Carlos Rodríguez Nichols
En las últimas décadas, la criminalidad se ha incrementado exponencialmente a nivel mundial. El crimen organizado ejerce control del colectivo social por medio de mecanismos de violencia, secuestro de personas, y extorción a gobiernos y funcionarios públicos. Es decir, la conjunción de tareas criminales llevadas a cabo con estrategias cuidadosamente planificadas a través de redes interconectadas a escala trasnacional.
Existen elementos estructurales que caracterizan el perfil de los delincuentes. Por un lado, son considerados desechos excluidos de la sociedad. Ciudadanos del bajo mundo vistos por la mayoría como sujetos de “segunda categoría” con escasas posibilidades de salir del submundo del que proceden. En otras palabras, sujetos con pobrísimas herramientas sociales carentes de los valores formativos necesarios para integrarse a un bien común y, por tanto, relegados a comportamientos antisociales y conductas delictivas en las que exteriorizan los sentimientos más viles del ser humano: odio y resentimiento. Enojo con el sistema que, desde su perspectiva antisocial, los considera desmerecedores de las necesidades básicas y una vida medianamente digna. En otras palabras, una espiral de sentimientos de venganza contra los representantes del poder político y económico, hacia el amo, en sentido figurado, que los esclaviza al estrato más bajo de la sociedad.
Por otro lado, estas masas de desfavorecidos sin metas ni rumbo definido encuentran en las organizaciones criminales un lugar de reconocimiento y la posibilidad de ascender económicamente. La criminalidad les ofrece la ilusión de ser alguien entre esa multitud de miles y millones de “seres-nadie” que pululan los inframundos de favelas brasileiras, la insurgencia mexicana o las maras salvadoreñas. Ahora, cuentan con una poderosa arma social: la violencia. La violencia como instrumento de dominio les permite acceder a actividades ilícitas, fuentes de riqueza y empoderamiento personal.
Pero, la criminalidad organizada no se limita exclusivamente a los delincuentes marginales ya que toca diferentes aristas del espectro político doméstico e internacional: funcionarios públicos, altas jerarquías gubernamentales y el sistema financiero en sus diversas ramificaciones. Por eso, las organizaciones criminales confabulan con la “delincuencia de cuello blanco” insertada hasta la médula del andamiaje estatal: los senadores y congresistas de turno, jefes de aduanas, cuerpo policial y miembros del ejercito, para mencionar algunos de los “mandos” que se prestan a esta millonaria complicidad. Entonces, surge la interrogante si la inoperancia frente al crimen organizado es fruto de la incapacidad de los servicios de inteligencia ante este carcinoma social o, si más bien, existe un compadrazgo silencioso entre los gobiernos locales y las organizaciones al margen de la ley.

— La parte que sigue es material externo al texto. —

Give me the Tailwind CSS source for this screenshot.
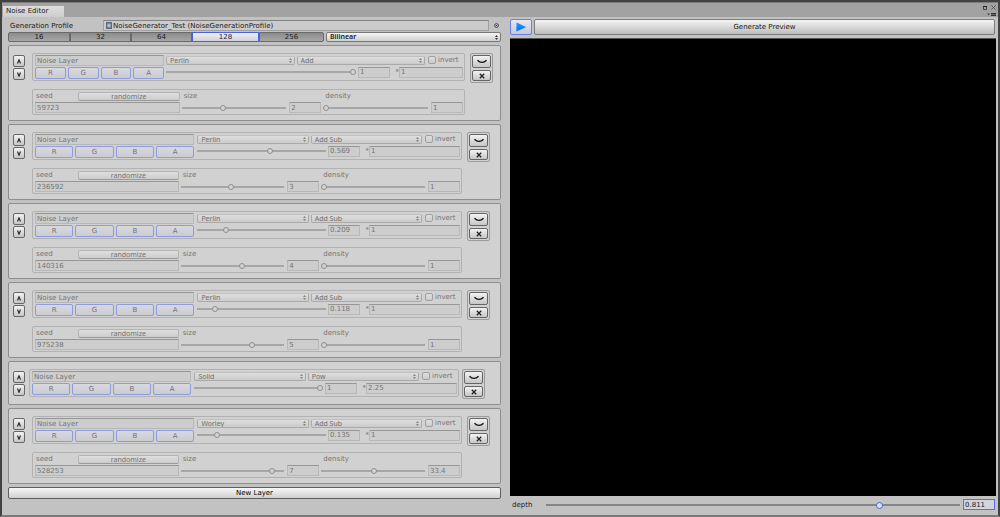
<!DOCTYPE html>
<html lang="en">
<head>
<meta charset="utf-8">
<title>Noise Editor</title>
<script src="https://cdn.jsdelivr.net/npm/@tailwindcss/browser@4"></script>
</head>
<body class="min-h-screen flex flex-col bg-[#c2c2c2] border-x-2 border-t-2 border-[#424242] border-b-2 border-b-[#7a7a7a] font-['DejaVu_Sans',sans-serif] text-[7px] leading-[10px] text-[#202020]">
  <header class="h-[15px] flex items-end justify-between bg-[#a2a2a2] border-t border-[#7c7c7c] pl-px pr-[2px]">
    <h1 class="w-[61px] h-[11px] pl-[3px] leading-[11px] bg-linear-to-b from-[#dedede] to-[#cecece]">Noise Editor</h1>
    <div class="flex flex-col items-end gap-[3px] pb-px">
      <div class="flex items-center gap-1">
        <button aria-label="Maximize" class="block"><svg class="block" width="4" height="4" viewBox="0 0 4 4"><path d="M.5 1v2.5h3V1" fill="none" stroke="#444"/><path d="M0 .5h4" stroke="#222"/></svg></button>
        <button aria-label="Close" class="block"><svg class="block" width="5" height="5" viewBox="0 0 5 5"><path d="M.3.3l4.4 4.4M4.700.3L.3 4.700" stroke="#555" stroke-width=".9"/></svg></button>
      </div>
      <button aria-label="Window menu" class="block"><svg class="block" width="9" height="3" viewBox="0 0 9 3"><path d="M0 .5h3L1.500 2.500z" fill="#444"/><path d="M4 .5h5M4 2.500h5" stroke="#333"/><path d="M4 1.500h5" stroke="#666"/></svg></button>
    </div>
  </header>

  <main class="flex-1 grid grid-cols-[493fr_486fr] gap-[9px] pl-[6px] pr-[2px]">
    <section class="flex flex-col gap-[3px] pt-[3px]">
      <div class="flex flex-col gap-px">
        <div class="flex items-center">
          <label for="profile" class="w-[95px] pl-[2px]">Generation Profile</label>
          <div class="flex-1 h-[11px] flex items-center gap-px border border-[#a0a0a0] border-t-[#828282] bg-[#cbcbcb] pl-[2px]">
            <svg width="6" height="7" viewBox="0 0 6 7"><path d="M0 0h6v7H0z" fill="#5d6c74"/><path d="M1 1.500h4v4H1z" fill="#8fa3ac"/><path d="M2 2.500h2v2H2z" fill="#b9c8cf"/></svg>
            <input id="profile" readonly value="NoiseGenerator_Test (NoiseGenerationProfile)" class="flex-1 min-w-0 h-[9px] outline-none">
          </div>
          <button aria-label="Select profile" class="w-[12px] flex justify-end pr-[2px]"><svg width="5" height="5" viewBox="0 0 5 5"><circle cx="2.500" cy="2.500" r="1.900" fill="none" stroke="#3a3a3a" stroke-width=".9"/><circle cx="2.500" cy="2.500" r=".6" fill="#333"/></svg></button>
        </div>
        <div class="grid grid-cols-[316fr_175fr] gap-[2px]">
          <div id="sizes" class="grid grid-cols-[62fr_61fr_61fr_67fr_65fr]"></div>
          <div class="relative">
            <select aria-label="Filter mode" class="block appearance-none w-full h-[10px] pl-[3px] leading-[8px] font-['Noto_Sans',sans-serif] font-semibold rounded-[2px] border border-[#777] bg-linear-to-b from-[#f5f5f5] to-[#cfcfcf]"><option>Bilinear</option></select>
            <svg class="absolute right-[3px] top-[3px] pointer-events-none" width="3" height="5" viewBox="0 0 3 5"><path d="M0 2L1.500 0 3 2zM0 3h3L1.500 5z" fill="#333"/></svg>
          </div>
        </div>
      </div>
      <div id="layers" class="flex flex-col gap-[3px]"></div>
      <button class="h-[12px] leading-[10px] rounded-[2px] border border-[#5e5e5e] bg-linear-to-b from-[#f7f7f7] to-[#d0d0d0] text-black">New Layer</button>
    </section>

    <section class="flex flex-col gap-[3px] pt-[2px] pb-[5px]">
      <div class="flex gap-[2px] pr-px">
        <button aria-label="Play" class="w-[22px] h-[16px] flex items-center justify-center rounded-[2px] border border-[#6a7de0] bg-linear-to-b from-[#e8e8f2] to-[#c4c8d8]"><svg width="10" height="10" viewBox="0 0 10 10"><path d="M.5.5L10 5 .5 9.500z" fill="#168cff"/><path d="M.5 5H10L.5 9.500z" fill="#086cdf" opacity=".4"/></svg></button>
        <button class="flex-1 h-[16px] rounded-[2px] border border-[#7c7c7c] bg-linear-to-b from-[#f5f5f5] to-[#bdbdbd]">Generate Preview</button>
      </div>
      <div class="flex-1 bg-black border-t border-[#555]"></div>
      <div class="flex items-center gap-[3px] pl-[2px] pr-px">
        <label for="depth" class="w-[31px]">depth</label>
        <input id="depth" type="range" min="0" max="1" step="0.001" value="0.811" class="flex-1 min-w-0 h-[8px] appearance-none bg-transparent [&::-webkit-slider-runnable-track]:h-[2px] [&::-webkit-slider-runnable-track]:bg-[#858585] [&::-webkit-slider-thumb]:appearance-none [&::-webkit-slider-thumb]:size-[7px] [&::-webkit-slider-thumb]:-mt-[2px] [&::-webkit-slider-thumb]:rounded-full [&::-webkit-slider-thumb]:border [&::-webkit-slider-thumb]:border-[#4a62d8] [&::-webkit-slider-thumb]:bg-[#e0e3f2]">
        <input aria-label="depth value" value="0.811" class="w-[32px] h-[11px] pl-px border border-[#5b70e0] bg-[#d2d4de] outline-none">
      </div>
    </section>
  </main>

<script>
const normal = {pad: 'pr-[10px]', indent: 'gap-[7px]', gap: 'gap-[5px]'};
const layers = [
  {...normal, wide: true, pad: 'pr-[7px]', type: 'Perlin', op: 'Add', amount: '1', factor: '1', seed: '59723', size: '2', sizePos: .39, density: '1', densityPos: 0},
  {...normal, type: 'Perlin', op: 'Add Sub', amount: '0.569', factor: '1', seed: '236592', size: '3', sizePos: .49, density: '1', densityPos: 0},
  {...normal, type: 'Perlin', op: 'Add Sub', amount: '0.209', factor: '1', seed: '140316', size: '4', sizePos: .6, density: '1', densityPos: 0},
  {...normal, type: 'Perlin', op: 'Add Sub', amount: '0.118', factor: '1', seed: '975238', size: '5', sizePos: .7, density: '1', densityPos: 0},
  {pad: 'pr-[15px]', indent: 'gap-[4px]', gap: 'gap-[3px]', type: 'Solid', op: 'Pow', amount: '1', factor: '2.25'},
  {...normal, type: 'Worley', op: 'Add Sub', amount: '0.135', factor: '1', seed: '528253', size: '7', sizePos: .9, density: '33.4', densityPos: .51}
];

const field = (id, label, value, cls) => `<input id="${id}" aria-label="${label}" disabled value="${value}" class="${cls} min-w-0 pl-px border border-[#b8b8b8] border-t-[#969696] bg-[#cdcdcd] text-[#747474]">`;

const slider = (label, pos) => `<input type="range" aria-label="${label}" disabled min="0" max="1" step="0.001" value="${pos}" class="flex-1 min-w-0 h-[8px] appearance-none bg-transparent [&::-webkit-slider-runnable-track]:h-[2px] [&::-webkit-slider-runnable-track]:bg-[#a6a6a6] [&::-webkit-slider-thumb]:appearance-none [&::-webkit-slider-thumb]:size-[6px] [&::-webkit-slider-thumb]:-mt-[2px] [&::-webkit-slider-thumb]:rounded-full [&::-webkit-slider-thumb]:border [&::-webkit-slider-thumb]:border-[#8e8e8e] [&::-webkit-slider-thumb]:bg-[#d4d4d4]">`;

const popup = (label, value) => `<div class="relative flex-1">
  <select aria-label="${label}" disabled class="block appearance-none w-full h-[9px] pl-[3px] leading-[7px] font-['Noto_Sans',sans-serif] opacity-100 rounded-[2px] border border-[#aaa] border-t-[#c0c0c0] bg-linear-to-b from-[#dedede] to-[#cbcbcb] text-[#707070]"><option>${value}</option></select>
  <svg class="absolute right-[3px] top-[2px] pointer-events-none" width="3" height="5" viewBox="0 0 3 5"><path d="M0 2L1.500 0 3 2zM0 3h3L1.500 5z" fill="#858585"/></svg>
</div>`;

const small = 'flex items-center justify-center rounded-[2px] border border-[#666] bg-linear-to-b from-[#f2f2f2] to-[#c6c6c6]';

document.getElementById('layers').innerHTML = layers.map((l, i) => `
<article class="flex items-start ${l.indent} pl-1 ${l.pad} pt-[7px] pb-[5px] rounded-[2px] border border-[#8e8e8e] bg-[#d1d1d1]">
  <div class="flex flex-col gap-px pt-[2px]">
    <button aria-label="Move up" class="${small} w-[12px] h-[12px]"><svg width="4" height="5" viewBox="0 0 4 5"><path d="M.5 4.500L2 .8l1.500 3.700" fill="none" stroke="#222" stroke-width="1.100"/></svg></button>
    <button aria-label="Move down" class="${small} w-[12px] h-[12px]"><svg width="4" height="5" viewBox="0 0 4 5"><path d="M.5.5L2 4.200 3.500.5" fill="none" stroke="#222" stroke-width="1.100"/></svg></button>
  </div>
  <div class="flex-1 min-w-0 flex items-start ${l.gap}">
    <div class="flex-1 min-w-0 flex flex-col gap-2">
      <div class="h-[28px] grid ${l.wide ? 'grid-cols-[129fr_297fr] gap-[2px]' : 'grid-cols-[159fr_262fr] gap-[3px]'} p-px pl-[2px] rounded-[2px] border border-[#b2b2b2]">
        <div class="flex flex-col gap-px">
          ${field('name' + i, 'Layer name', 'Noise Layer', 'w-full h-[11px]')}
          <div class="grid grid-cols-4 gap-[2px]">
            ${['R', 'G', 'B', 'A'].map(c => `<button disabled class="h-[12px] leading-[10px] rounded-[2px] border border-[#8f9bdc] bg-linear-to-b from-[#d8d9de] to-[#cbccd2] text-[#747474]">${c}</button>`).join('')}
          </div>
        </div>
        <div class="flex flex-col gap-[2px] min-w-0">
          <div class="flex items-center gap-[2px] h-[10px]">
            ${popup('Noise type', l.type)}
            ${popup('Blend mode', l.op)}
            <label class="w-[36px] pl-px flex items-center gap-[2px] text-[#747474]"><input type="checkbox" disabled class="shrink-0 appearance-none size-[8px] rounded-[2px] border border-[#a0a0a0] bg-linear-to-b from-[#dedede] to-[#cccccc]">invert</label>
          </div>
          <div class="flex items-center gap-[2px] h-[10px]">
            ${slider('Amount', l.amount)}
            ${field('amount' + i, 'Amount value', l.amount, 'w-[32px] h-[11px]')}
            <label for="factor${i}" class="w-[7px] text-right text-[#747474] -mr-[2px]">*</label>
            ${field('factor' + i, 'Factor', l.factor, l.wide ? 'w-[64px] h-[11px]' : 'w-[91px] h-[11px]')}
          </div>
        </div>
      </div>
      ${l.seed ? `<div class="grid grid-cols-[29fr_28fr_28fr] gap-[2px] p-px pl-[2px] rounded-[2px] border border-[#b2b2b2] text-[#747474]">
        <div class="min-w-0 flex flex-col gap-px">
          <div class="flex items-center h-[10px]">
            <label for="seed${i}" class="w-[43px] pl-px">seed</label>
            <button disabled class="flex-1 h-[9px] leading-[7px] font-['Noto_Sans',sans-serif] rounded-[2px] border border-[#b4b4b4] border-b-[#999] bg-linear-to-b from-[#dedede] to-[#cdcdcd]">randomize</button>
          </div>
          ${field('seed' + i, 'Seed', l.seed, 'w-full h-[11px]')}
        </div>
        <div class="min-w-0 flex flex-col gap-px">
          <label for="size${i}" class="pl-[2px]">size</label>
          <div class="flex items-center gap-[3px] h-[11px]">${slider('Size', l.sizePos)}${field('size' + i, 'Size value', l.size, 'w-[32px] h-[11px]')}</div>
        </div>
        <div class="min-w-0 flex flex-col gap-px">
          <label for="density${i}" class="pl-[2px]">density</label>
          <div class="flex items-center gap-[3px] h-[11px]">${slider('Density', l.densityPos)}${field('density' + i, 'Density value', l.density, 'w-[32px] h-[11px]')}</div>
        </div>
      </div>` : ''}
    </div>
    <div class="w-[23px] flex flex-col gap-[2px] p-px rounded-[2px] border border-[#9c9c9c]">
      <button aria-label="Collapse layer" class="${small} h-[13px]"><svg width="10" height="5" viewBox="0 0 10 5"><path d="M.5 1.200C3 4 7 4 9.500 1.200" fill="none" stroke="#111" stroke-width="1.300"/></svg></button>
      <button aria-label="Remove layer" class="${small} h-[11px]"><svg width="6" height="6" viewBox="0 0 6 6"><path d="M.8.8l4.400 4.400M5.200.8L.8 5.200" stroke="#222" stroke-width="1.300"/></svg></button>
    </div>
  </div>
</article>`).join('');

document.getElementById('sizes').innerHTML = ['16', '32', '64', '128', '256'].map(s =>
  `<button class="h-[10px] leading-[8px] border ${s === '128' ? 'border-[#4a62e0] bg-linear-to-b from-[#f0f0f6] to-[#cfd0da]' : 'border-[#6a6a6a] bg-linear-to-b from-[#8c8c8c] to-[#a6a6a6] first:rounded-l-[2px] last:rounded-r-[2px]'}">${s}</button>`).join('');
</script>
</body>
</html>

Hasta el momento ningún gobierno de izquierda o derecha ha podido erradicar las bandas criminales consideradas la mayor amenaza a la seguridad pública mundial. Ejemplo de esto fue la inhabilidad del Partido de los Trabajadores para detener el crimen organizado y la violencia en Brasil, principales razones por las cuales accedió al poder el ultraderechista Jair Bolsonaro con un discurso tan violento como el de las organizaciones delictivas. También, la ineficiencia de los partidos tradicionales mexicanos frente a los grupos criminales permitió el asenso del demagogo izquierdista López Obrador a la presidencia de México. Dos políticos antagónicos, situados en los extremos del espectro ideológico latinoamericano, enfrentados a la misma descomposición social producida por organizaciones delictivas y sus tentáculos criminales.
Brasil y México, independiente de las variables poblacionales, étnicas y económicas, ocupan los primeros lugares en inseguridad ciudadana y homicidios de la región. Estos gigantes continentales son fieles testigos de la intromisión de las bandas del crimen en el aparato estatal de ambas naciones; intrusión que permea a empresarios, abogados, banqueros, las Iglesias según sus diferentes credos e intereses políticos y económicos, y sectores de las fuerzas armadas lucrando del trasiego clandestino de armamento.
Dado la incapacidad de las instituciones políticas para extirpar la criminalidad organizada, se debe de construir redes o rediseñar puentes de información multilateral que actúen como “inteligencia contracriminal” frente a competencias delictivas estratégicamente interconectadas. Eso requiere extraer, de raíz, la putrefacción implantada en las mafias financieras y en los capos del mercado negro armamentista, autores intelectuales y los mayores usureros de esta escoria mundial.